At the sail training on the Sunday we had 18 students lined up eager to go sailing. I wonder if some of them did get inspired from the awards evening in some ways.


There is another thing that really impressed me that evening. All of our students did show the expected etiquette and none of them had too much to drink. In fact most of them joined in the exercise program after the speeches. They hit the dance floor, like many other members. It’s great to see that the kids can have a lot of fun without the influence of alcohol. On the dance floor our Homestead students would have been uncontested, if Stefan Hundt wouldn’t have given them a dance lesson. Stefan, despite his advanced age and being in a different weight class than our students, proved to be a challenger of note. After the party came to an end, Stefan told me that our youngsters could learn a thing or two from him. He is also of the opinion that nobody should be allowed on the deck of any boat if they have not shown the basic footwork needed to move elegantly over the dance floor. He’s got a point. In future will implement dance lessons right after the swimming lessons.

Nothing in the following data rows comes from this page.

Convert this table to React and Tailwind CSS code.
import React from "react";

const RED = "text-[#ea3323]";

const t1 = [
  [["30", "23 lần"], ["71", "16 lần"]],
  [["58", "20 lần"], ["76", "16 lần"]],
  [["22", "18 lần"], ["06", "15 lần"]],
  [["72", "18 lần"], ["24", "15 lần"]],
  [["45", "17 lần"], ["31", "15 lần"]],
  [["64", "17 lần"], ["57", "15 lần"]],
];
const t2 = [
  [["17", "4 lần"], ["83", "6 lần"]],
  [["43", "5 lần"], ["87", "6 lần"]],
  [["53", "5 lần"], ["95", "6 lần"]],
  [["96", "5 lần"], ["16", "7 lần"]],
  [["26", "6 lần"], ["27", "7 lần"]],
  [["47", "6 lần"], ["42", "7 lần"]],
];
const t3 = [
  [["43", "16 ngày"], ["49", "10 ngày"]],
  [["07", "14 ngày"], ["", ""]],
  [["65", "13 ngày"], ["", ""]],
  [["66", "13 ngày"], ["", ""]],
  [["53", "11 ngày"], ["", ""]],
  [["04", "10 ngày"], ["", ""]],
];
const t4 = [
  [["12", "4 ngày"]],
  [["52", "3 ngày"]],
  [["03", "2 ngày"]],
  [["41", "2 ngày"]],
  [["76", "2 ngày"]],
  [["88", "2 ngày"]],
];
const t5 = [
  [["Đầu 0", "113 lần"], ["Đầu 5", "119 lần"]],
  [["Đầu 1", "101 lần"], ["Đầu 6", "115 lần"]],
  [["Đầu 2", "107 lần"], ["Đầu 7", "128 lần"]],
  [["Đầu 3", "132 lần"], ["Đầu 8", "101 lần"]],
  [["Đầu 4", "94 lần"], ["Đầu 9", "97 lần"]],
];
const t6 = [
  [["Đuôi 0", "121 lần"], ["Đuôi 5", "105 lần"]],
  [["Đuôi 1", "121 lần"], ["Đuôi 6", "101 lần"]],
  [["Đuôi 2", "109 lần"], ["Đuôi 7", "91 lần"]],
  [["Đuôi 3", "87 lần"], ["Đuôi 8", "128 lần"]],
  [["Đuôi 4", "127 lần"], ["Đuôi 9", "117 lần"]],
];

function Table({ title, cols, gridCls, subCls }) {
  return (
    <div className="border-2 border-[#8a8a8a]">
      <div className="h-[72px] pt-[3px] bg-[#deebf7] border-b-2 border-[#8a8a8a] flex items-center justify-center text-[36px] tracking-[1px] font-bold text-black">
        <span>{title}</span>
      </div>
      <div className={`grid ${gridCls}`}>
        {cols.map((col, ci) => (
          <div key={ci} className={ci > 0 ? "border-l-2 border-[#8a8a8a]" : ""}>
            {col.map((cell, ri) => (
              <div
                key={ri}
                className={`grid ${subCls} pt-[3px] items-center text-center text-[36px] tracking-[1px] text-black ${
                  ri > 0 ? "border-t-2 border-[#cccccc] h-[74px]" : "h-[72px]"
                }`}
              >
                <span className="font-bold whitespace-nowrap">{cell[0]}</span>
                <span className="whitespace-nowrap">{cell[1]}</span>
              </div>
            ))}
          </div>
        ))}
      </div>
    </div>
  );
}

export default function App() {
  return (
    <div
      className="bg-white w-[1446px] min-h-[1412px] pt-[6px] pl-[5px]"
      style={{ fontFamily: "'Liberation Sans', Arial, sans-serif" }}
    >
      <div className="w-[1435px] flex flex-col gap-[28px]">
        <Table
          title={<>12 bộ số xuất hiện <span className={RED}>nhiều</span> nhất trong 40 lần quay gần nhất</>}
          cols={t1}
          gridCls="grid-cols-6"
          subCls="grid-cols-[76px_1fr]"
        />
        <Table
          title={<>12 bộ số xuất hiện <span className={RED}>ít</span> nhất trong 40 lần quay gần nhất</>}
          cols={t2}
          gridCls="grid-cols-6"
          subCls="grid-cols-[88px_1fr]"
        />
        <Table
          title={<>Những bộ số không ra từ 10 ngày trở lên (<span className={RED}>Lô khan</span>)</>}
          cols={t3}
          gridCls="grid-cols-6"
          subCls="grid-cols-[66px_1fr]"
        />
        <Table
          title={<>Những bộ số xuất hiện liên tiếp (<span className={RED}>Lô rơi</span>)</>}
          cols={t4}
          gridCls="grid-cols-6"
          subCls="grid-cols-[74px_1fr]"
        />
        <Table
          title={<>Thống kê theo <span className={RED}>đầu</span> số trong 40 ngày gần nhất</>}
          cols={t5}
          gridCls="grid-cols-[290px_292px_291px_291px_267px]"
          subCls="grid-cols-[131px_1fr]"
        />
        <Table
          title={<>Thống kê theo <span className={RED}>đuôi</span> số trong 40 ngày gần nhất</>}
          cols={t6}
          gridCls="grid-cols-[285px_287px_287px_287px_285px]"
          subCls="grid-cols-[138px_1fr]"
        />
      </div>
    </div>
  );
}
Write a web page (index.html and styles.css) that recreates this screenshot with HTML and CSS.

According to our 2016 financial report, academy expenses amounted to R 214.000. This might sound like a lot of money but if you put that in relation to the yearly bank charges of R 330.000, one will soon realize how much value we are getting out of a fairly small investment from our academy.

Since we are all worried about our lease agreement with PORTNET and the existence of our club after the lease does expire, we should all agree that the academy will be the single most important investment of our club. Without a significant youth content and without the ethnic diversity of our academy we will not stand a chance in any future lease negotiations. Furthermore, a lot of boat owners are already benefitting from a constant flow of young sailors towards the Club and IRC racing fleet. Chances are that all of these young sailors did benefit from our academy in one or the other way.

I have already announced that my involvement in the sailing academy will have to come to an end. My initial plan to make myself available for a period of 6 month, to set up a structure in our academy, has been extended 5 times already. Even if someone might be able to treat this job as a part time job, I personally was not very successful in putting a time limit on my involvement with this great youth program. I got personally involved in all sailing matters of our students and this kept me quite busy during the last 3 years. Most of the students I have cared for have now grown up and are also showing some real sailing talent outside the academy. My mission is almost completed.

I hope we will find other members who can relate to our academy in a way that we are not only able to continue this program but to rather grow and expand it steadily. The next bearer of this position does not have to get sucked into it like I did. If we find a way that enough members will step in and are willing to dedicate just a few hours every year to our academy, it would become a lot easier for the person who runs the program. I have often invited club members to be part of our academy sail training. They never say no but they also can’t give me an indication when they might be available. This is quite frustrating and I have given up to ask other people for help. If we want our academy to prosper, we need more people to assist us to move things forward.

To handle the workload of the ever increasing number of students, the academy has employed one of our own students, Jason Gray, to assist in the running of the academy. Jason will soon get the first-hand experience how it feels to stand on the other side while teaching the students. We wish Jason the best of luck in his new endeavor.

The success and sustainability of our sailing academy could become the biggest bargaining tool during the negotiations with PORTNET in regards with our lease agreement. Let’s not only make our academy good enough to satisfy the port authorities, let’s thrive to give a lot of young sailors a fair chance to make it to the top of our sport or let’s help them to find a job in the marine industry.

We should reduce the bank charges and put the money into sailing. This will be a true investment for the future of the RCYC.